** start Given material **

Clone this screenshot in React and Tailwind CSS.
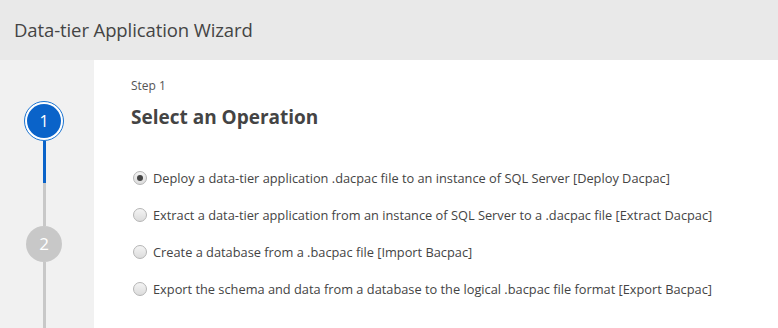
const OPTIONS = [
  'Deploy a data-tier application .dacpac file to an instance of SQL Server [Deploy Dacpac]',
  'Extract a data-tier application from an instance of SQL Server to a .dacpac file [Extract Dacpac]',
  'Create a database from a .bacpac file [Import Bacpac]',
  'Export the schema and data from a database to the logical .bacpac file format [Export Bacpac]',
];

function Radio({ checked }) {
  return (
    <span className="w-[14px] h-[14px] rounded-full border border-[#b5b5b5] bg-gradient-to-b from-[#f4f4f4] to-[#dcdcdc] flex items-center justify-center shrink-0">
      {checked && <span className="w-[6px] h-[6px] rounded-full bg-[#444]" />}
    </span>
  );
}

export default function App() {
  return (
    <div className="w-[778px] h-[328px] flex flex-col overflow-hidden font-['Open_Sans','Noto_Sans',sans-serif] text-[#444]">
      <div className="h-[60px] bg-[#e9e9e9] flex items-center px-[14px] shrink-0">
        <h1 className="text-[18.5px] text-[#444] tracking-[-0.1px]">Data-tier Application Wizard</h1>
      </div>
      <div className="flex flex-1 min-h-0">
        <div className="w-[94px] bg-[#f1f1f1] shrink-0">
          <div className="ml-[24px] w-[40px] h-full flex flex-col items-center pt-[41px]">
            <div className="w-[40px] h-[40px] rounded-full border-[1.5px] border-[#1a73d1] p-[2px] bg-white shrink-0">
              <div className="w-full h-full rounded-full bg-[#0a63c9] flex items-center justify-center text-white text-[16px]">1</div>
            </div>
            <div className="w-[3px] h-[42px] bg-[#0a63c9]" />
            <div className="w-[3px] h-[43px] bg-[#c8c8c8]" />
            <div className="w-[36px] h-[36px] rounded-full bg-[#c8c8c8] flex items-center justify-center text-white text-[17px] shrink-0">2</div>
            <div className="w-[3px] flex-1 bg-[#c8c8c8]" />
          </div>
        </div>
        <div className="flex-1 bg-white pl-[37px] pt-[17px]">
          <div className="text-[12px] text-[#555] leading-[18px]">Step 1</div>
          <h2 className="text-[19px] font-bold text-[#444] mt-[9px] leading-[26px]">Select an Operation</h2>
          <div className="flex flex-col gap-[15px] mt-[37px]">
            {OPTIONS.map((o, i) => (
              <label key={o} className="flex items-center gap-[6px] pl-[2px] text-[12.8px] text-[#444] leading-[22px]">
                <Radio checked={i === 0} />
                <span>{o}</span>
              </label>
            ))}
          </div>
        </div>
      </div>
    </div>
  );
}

** end Given material **

• Problem:
Reproduce all of the data exactly, omitting each picture it holds.

• Response below:
Clone this screenshot in React and Tailwind CSS.
const OPTIONS = [
  'Deploy a data-tier application .dacpac file to an instance of SQL Server [Deploy Dacpac]',
  'Extract a data-tier application from an instance of SQL Server to a .dacpac file [Extract Dacpac]',
  'Create a database from a .bacpac file [Import Bacpac]',
  'Export the schema and data from a database to the logical .bacpac file format [Export Bacpac]',
];

function Radio({ checked }) {
  return (
    <span className="w-[14px] h-[14px] rounded-full border border-[#b5b5b5] bg-gradient-to-b from-[#f4f4f4] to-[#dcdcdc] flex items-center justify-center shrink-0">
      {checked && <span className="w-[6px] h-[6px] rounded-full bg-[#444]" />}
    </span>
  );
}

export default function App() {
  return (
    <div className="w-[778px] h-[328px] flex flex-col overflow-hidden font-['Open_Sans','Noto_Sans',sans-serif] text-[#444]">
      <div className="h-[60px] bg-[#e9e9e9] flex items-center px-[14px] shrink-0">
        <h1 className="text-[18.5px] text-[#444] tracking-[-0.1px]">Data-tier Application Wizard</h1>
      </div>
      <div className="flex flex-1 min-h-0">
        <div className="w-[94px] bg-[#f1f1f1] shrink-0">
          <div className="ml-[24px] w-[40px] h-full flex flex-col items-center pt-[41px]">
            <div className="w-[40px] h-[40px] rounded-full border-[1.5px] border-[#1a73d1] p-[2px] bg-white shrink-0">
              <div className="w-full h-full rounded-full bg-[#0a63c9] flex items-center justify-center text-white text-[16px]">1</div>
            </div>
            <div className="w-[3px] h-[42px] bg-[#0a63c9]" />
            <div className="w-[3px] h-[43px] bg-[#c8c8c8]" />
            <div className="w-[36px] h-[36px] rounded-full bg-[#c8c8c8] flex items-center justify-center text-white text-[17px] shrink-0">2</div>
            <div className="w-[3px] flex-1 bg-[#c8c8c8]" />
          </div>
        </div>
        <div className="flex-1 bg-white pl-[37px] pt-[17px]">
          <div className="text-[12px] text-[#555] leading-[18px]">Step 1</div>
          <h2 className="text-[19px] font-bold text-[#444] mt-[9px] leading-[26px]">Select an Operation</h2>
          <div className="flex flex-col gap-[15px] mt-[37px]">
            {OPTIONS.map((o, i) => (
              <label key={o} className="flex items-center gap-[6px] pl-[2px] text-[12.8px] text-[#444] leading-[22px]">
                <Radio checked={i === 0} />
                <span>{o}</span>
              </label>
            ))}
          </div>
        </div>
      </div>
    </div>
  );
}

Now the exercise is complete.